=== Material for this task ===

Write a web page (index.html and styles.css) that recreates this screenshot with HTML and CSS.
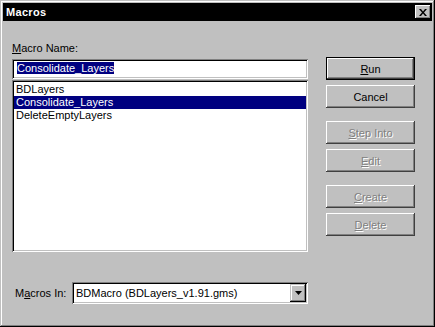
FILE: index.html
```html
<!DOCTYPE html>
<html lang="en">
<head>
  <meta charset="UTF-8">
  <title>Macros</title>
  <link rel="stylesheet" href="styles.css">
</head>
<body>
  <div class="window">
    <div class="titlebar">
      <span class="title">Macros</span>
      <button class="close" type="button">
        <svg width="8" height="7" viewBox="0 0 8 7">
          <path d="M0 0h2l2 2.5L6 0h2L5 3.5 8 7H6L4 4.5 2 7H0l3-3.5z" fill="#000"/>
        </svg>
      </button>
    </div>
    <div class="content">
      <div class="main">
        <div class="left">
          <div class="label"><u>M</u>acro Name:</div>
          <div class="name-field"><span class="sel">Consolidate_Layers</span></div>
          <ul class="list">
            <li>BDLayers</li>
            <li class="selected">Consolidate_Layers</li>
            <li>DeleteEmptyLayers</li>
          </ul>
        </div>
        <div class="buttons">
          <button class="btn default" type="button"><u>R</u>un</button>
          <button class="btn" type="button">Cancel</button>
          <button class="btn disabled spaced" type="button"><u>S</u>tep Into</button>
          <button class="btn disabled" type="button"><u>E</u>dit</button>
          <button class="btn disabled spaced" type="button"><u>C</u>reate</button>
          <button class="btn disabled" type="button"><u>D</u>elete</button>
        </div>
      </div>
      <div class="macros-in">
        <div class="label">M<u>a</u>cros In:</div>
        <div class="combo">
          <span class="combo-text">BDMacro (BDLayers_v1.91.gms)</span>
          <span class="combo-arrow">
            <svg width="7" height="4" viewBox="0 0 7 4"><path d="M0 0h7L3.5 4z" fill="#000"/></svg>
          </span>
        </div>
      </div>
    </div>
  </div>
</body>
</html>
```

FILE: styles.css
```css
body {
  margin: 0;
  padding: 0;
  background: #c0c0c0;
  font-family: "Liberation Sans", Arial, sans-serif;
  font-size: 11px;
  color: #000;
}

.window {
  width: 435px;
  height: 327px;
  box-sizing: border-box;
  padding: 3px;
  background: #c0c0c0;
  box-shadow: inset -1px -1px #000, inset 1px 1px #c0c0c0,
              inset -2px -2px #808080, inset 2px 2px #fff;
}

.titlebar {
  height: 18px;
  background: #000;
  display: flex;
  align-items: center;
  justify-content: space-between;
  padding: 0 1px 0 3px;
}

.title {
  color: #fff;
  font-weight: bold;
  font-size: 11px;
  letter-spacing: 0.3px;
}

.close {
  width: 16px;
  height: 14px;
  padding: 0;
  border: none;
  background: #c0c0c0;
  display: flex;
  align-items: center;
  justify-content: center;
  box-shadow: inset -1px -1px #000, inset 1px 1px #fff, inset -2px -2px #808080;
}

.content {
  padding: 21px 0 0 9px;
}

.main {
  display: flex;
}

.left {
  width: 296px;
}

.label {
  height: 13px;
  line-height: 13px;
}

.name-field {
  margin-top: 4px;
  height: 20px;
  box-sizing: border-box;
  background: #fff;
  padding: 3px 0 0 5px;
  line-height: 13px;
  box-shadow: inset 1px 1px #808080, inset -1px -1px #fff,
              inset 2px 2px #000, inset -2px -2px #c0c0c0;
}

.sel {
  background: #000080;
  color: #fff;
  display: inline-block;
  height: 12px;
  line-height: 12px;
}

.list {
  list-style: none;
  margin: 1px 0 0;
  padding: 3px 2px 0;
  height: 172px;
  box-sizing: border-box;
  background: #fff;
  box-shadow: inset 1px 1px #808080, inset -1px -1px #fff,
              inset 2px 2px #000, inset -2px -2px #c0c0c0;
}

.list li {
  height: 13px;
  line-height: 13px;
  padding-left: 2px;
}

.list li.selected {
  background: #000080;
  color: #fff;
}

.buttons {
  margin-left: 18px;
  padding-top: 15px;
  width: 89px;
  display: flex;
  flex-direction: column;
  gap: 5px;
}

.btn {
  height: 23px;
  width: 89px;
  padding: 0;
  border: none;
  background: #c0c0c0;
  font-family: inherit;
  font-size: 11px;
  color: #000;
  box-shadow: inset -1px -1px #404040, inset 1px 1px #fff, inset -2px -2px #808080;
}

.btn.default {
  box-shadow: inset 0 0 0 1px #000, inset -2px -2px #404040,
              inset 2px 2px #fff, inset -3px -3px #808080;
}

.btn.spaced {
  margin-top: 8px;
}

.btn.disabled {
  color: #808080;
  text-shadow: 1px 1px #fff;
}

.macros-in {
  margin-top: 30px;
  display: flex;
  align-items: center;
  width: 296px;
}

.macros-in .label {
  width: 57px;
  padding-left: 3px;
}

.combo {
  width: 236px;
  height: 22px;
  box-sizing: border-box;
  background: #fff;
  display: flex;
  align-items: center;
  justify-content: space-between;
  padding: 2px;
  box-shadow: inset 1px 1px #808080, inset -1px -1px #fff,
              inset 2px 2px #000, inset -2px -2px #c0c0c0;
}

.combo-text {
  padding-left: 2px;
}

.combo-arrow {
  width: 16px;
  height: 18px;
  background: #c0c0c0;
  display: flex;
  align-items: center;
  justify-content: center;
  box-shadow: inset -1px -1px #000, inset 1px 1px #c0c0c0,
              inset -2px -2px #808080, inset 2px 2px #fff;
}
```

===
=== Material for this task ===

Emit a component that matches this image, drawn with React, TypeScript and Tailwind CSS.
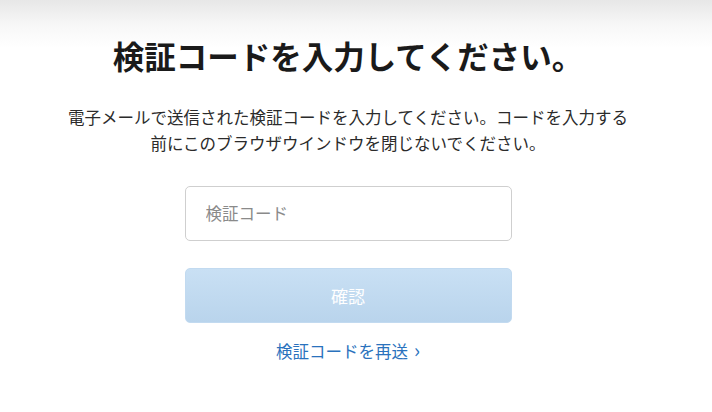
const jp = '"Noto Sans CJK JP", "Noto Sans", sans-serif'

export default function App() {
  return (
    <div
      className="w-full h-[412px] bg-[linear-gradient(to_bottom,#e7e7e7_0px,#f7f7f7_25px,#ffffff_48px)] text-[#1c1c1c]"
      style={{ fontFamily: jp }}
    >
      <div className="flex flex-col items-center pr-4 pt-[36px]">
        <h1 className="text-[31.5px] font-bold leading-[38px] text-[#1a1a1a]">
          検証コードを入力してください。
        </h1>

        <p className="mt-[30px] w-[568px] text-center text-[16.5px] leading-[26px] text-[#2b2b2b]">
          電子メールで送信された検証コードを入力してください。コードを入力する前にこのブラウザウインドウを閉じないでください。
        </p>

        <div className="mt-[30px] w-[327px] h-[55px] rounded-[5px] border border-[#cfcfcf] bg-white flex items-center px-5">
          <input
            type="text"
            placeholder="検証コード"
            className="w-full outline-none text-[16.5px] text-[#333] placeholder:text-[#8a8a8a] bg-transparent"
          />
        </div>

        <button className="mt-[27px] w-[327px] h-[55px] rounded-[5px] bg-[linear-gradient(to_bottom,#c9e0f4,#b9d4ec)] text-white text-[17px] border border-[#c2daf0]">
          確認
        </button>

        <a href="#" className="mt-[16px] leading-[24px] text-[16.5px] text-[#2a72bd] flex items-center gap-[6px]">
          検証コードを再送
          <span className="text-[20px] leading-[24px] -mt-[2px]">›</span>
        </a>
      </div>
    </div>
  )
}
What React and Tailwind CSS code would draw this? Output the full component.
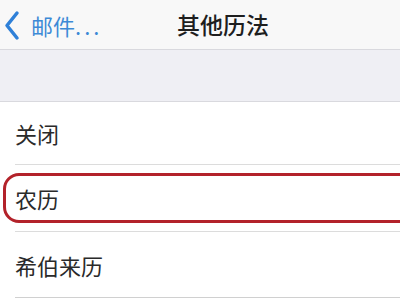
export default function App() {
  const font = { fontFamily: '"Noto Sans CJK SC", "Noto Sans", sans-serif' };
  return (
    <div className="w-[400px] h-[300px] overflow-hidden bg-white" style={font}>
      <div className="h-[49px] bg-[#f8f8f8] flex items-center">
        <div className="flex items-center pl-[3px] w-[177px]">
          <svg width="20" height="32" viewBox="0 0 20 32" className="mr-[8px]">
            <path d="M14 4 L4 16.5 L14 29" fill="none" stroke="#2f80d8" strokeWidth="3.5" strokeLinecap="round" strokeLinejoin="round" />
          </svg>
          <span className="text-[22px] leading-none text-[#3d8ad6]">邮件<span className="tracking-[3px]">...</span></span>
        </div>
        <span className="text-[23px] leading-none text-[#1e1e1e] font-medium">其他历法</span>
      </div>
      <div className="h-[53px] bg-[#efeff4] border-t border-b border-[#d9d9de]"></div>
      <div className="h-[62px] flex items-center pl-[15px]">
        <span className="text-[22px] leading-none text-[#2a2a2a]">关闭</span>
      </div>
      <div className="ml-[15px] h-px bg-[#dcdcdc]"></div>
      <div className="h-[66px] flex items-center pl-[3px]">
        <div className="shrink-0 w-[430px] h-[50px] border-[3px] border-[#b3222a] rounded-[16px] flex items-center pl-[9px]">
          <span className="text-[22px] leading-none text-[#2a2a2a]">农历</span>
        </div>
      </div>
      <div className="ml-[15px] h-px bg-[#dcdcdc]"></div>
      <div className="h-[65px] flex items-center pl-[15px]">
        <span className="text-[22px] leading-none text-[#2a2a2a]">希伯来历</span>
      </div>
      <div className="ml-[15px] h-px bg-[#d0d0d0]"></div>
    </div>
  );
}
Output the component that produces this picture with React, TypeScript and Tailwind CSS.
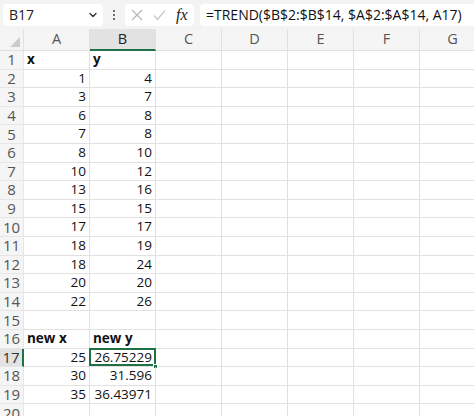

===

# [Problem to work on]
Search the entries for "React" and copy out each line that has it.

# [The solution]
Emit a component that matches this image, drawn with React, TypeScript and Tailwind CSS.
What React and Tailwind CSS code would draw this? Output the full component.
Output the component that produces this picture with React, TypeScript and Tailwind CSS.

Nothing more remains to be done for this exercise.